Policy gradients, reinforce with baselines loss function

mansur · July 1, 2019, 8:53am

I am having trouble with the loss function corresponding to the REINFORCE with Baseline algorithm as described in Sutton and Barto book:

The last line is the update for the policy net.
Let gamma=1 for simplicity…
Now I want to construct loss function for the policy net output, so that I could backpropagate through it after playing one episode.
I am guessing it should be P_loss = - sum_over_episode(log_p*delta).
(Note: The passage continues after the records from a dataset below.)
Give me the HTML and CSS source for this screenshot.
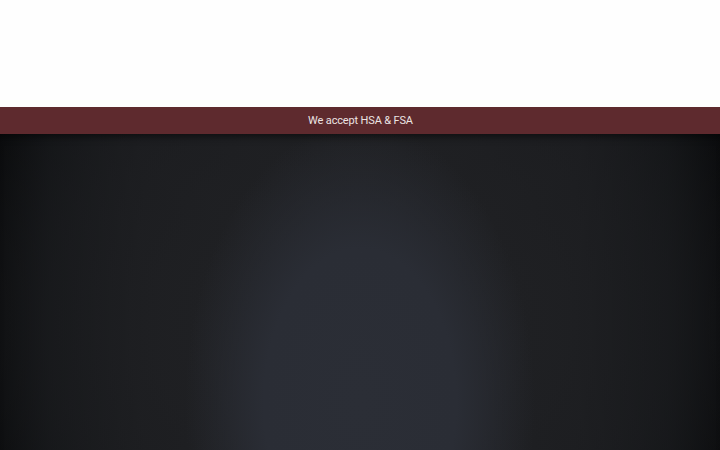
FILE: index.html
```html
<!DOCTYPE html>
<html lang="en">
<head>
<meta charset="utf-8">
<title>HSA & FSA</title>
<link rel="stylesheet" href="styles.css">
</head>
<body>
<header class="top"></header>
<div class="banner"><span class="banner-text">We accept HSA &amp; FSA</span></div>
<section class="hero"></section>
</body>
</html>
```
FILE: styles.css
```css
html, body {
  margin: 0;
  padding: 0;
  height: 100%;
  overflow: hidden;
  background: #fff;
  font-family: Roboto, "Liberation Sans", sans-serif;
}
.top {
  height: 107px;
  background: #fefefe;
}
.banner {
  height: 27px;
  background: #5e2a2e;
  color: #ece4e4;
  display: flex;
  align-items: center;
  justify-content: center;
}
.banner-text {
  font-size: 11px;
  font-weight: 400;
  letter-spacing: -0.15px;
  padding-left: 1px;
}
.hero {
  height: 316px;
  background:
    radial-gradient(ellipse 175px 280px at 50% 85%, #2b2e36 0%, #2a2d35 55%, rgba(42,45,53,0) 100%),
    radial-gradient(ellipse 520px 420px at 50% 60%, rgba(34,35,38,0.9) 0%, rgba(30,31,34,0.6) 60%, rgba(0,0,0,0) 100%),
    linear-gradient(to right, #040506 0%, #0f1113 7%, #1a1b1e 20%, #1f2023 50%, #1a1b1e 80%, #0f1113 93%, #040506 100%);
  box-shadow: inset 0 8px 8px -6px rgba(0,0,0,0.6);
}
```
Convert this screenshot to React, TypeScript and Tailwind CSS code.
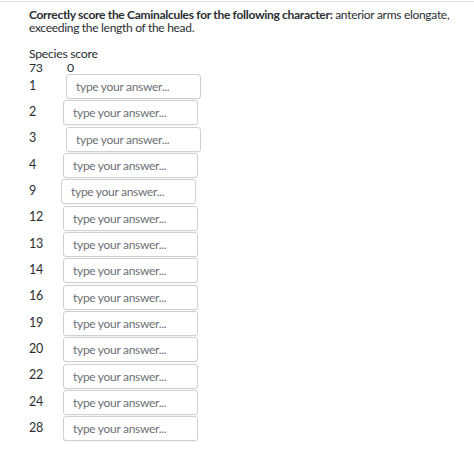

The minus comes from the fact that in pytorch we minimize a loss function, but the update rule in the book tells us how to do gradient ascent for maximizing the objective.
I implemented training at each episode as follows:

# network
class MLP(nn.Module):
    def __init__(self, input_dim, output_dim, hidden=256):
        super().__init__()
        self.fc1 = nn.Linear(input_dim, hidden)
        self.fc2 = nn.Linear(hidden, hidden)
        self.fc3 = nn.Linear(hidden, output_dim)
    def forward(self, x):
        x = F.relu(self.fc1(x))
        x = F.relu(self.fc2(x))
        q = F.relu(self.fc3(x))
        q = F.log_softmax(q, dim=-1)
        return q

def policy_loss(returns, baselines, log_p_taken):
  loss = -torch.sum((returns - baselines)*log_p_taken)
  return loss

when training:

for ep in range(N_ep):
  ...
  self.optimizer_p.zero_grad()
  log_P = P_net(ep_states)  # P_net is an instance of MLP net declared above
  log_P_taken = torch.gather(log_P, 1, ep_taken_actions.view(-1, 1)).squeeze()
  P_loss = policy_loss(ep_returns, ep_baselines, log_P_taken)
  P_loss.backward()
  self.optimizer_p.step()
  ...

However, training seems to never converge with that loss, but trainin with P_loss_negative = - P_loss gives good results. Training with P_loss_negative passes cartpole_v0 and almost passes cartpole_v1, while training with P_loss always diverges.
Please help me find what is wrong. Thank you!!